Their anger is a true reflection of widespread frustration in Zimbabwe, where broken promises are the norm and loyalty is only rewarded if you sit at the high table of power.

Enter Wicknell Chivayo.

On Monday, Zanu PF chose to buy loyalty before it collapses.

The Zanu PF benefactor donated 10 brand-new 2025 Toyota Land Cruiser LC300 VX-R vehicles, one for each provincial chairperson.

As if that was not enough, he topped it off with US$100 000 cash for each chairperson, supposedly to “support empowerment projects”.

On the surface, this looks like philanthropy.

In reality, it is a golden cage.

The message is clear: take the car, take the cash — and in return, endorse President Emmerson Mnangagwa’s term extension when the party convenes for its annual conference next month in Mutare.
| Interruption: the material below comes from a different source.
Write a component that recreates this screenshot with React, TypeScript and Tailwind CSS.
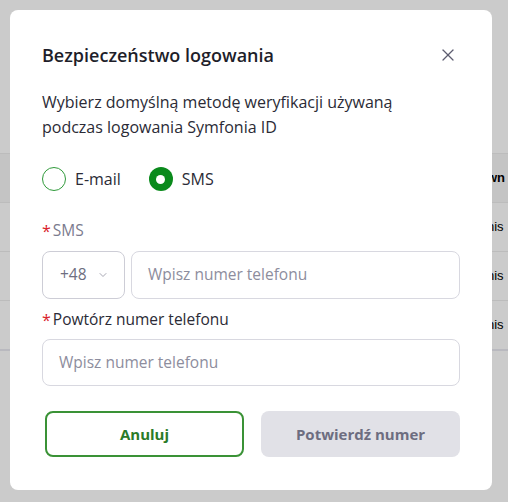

This is not generosity. It is political insurance.

It is the transactional politics that has scooped out Zimbabwe’s democracy, where loyalty is bought, dissent is punished and public resources are siphoned through private benefactors to entrench power.

Meanwhile, the youth — jobless, landless and increasingly restless — are left with empty promises and ghost empowerment schemes.

Their boos in Chinhoyi at the weekend were not just about broken pledges; they were also about a system that invests more in SUVs for the elite than in livelihoods for ordinary people.

The provincial chairpersons now face an acid test.

They either drive their new vehicles straight into complicity or take a principled stand — though history tells us which way this will go.

The truth is simple: these cars are not just donations.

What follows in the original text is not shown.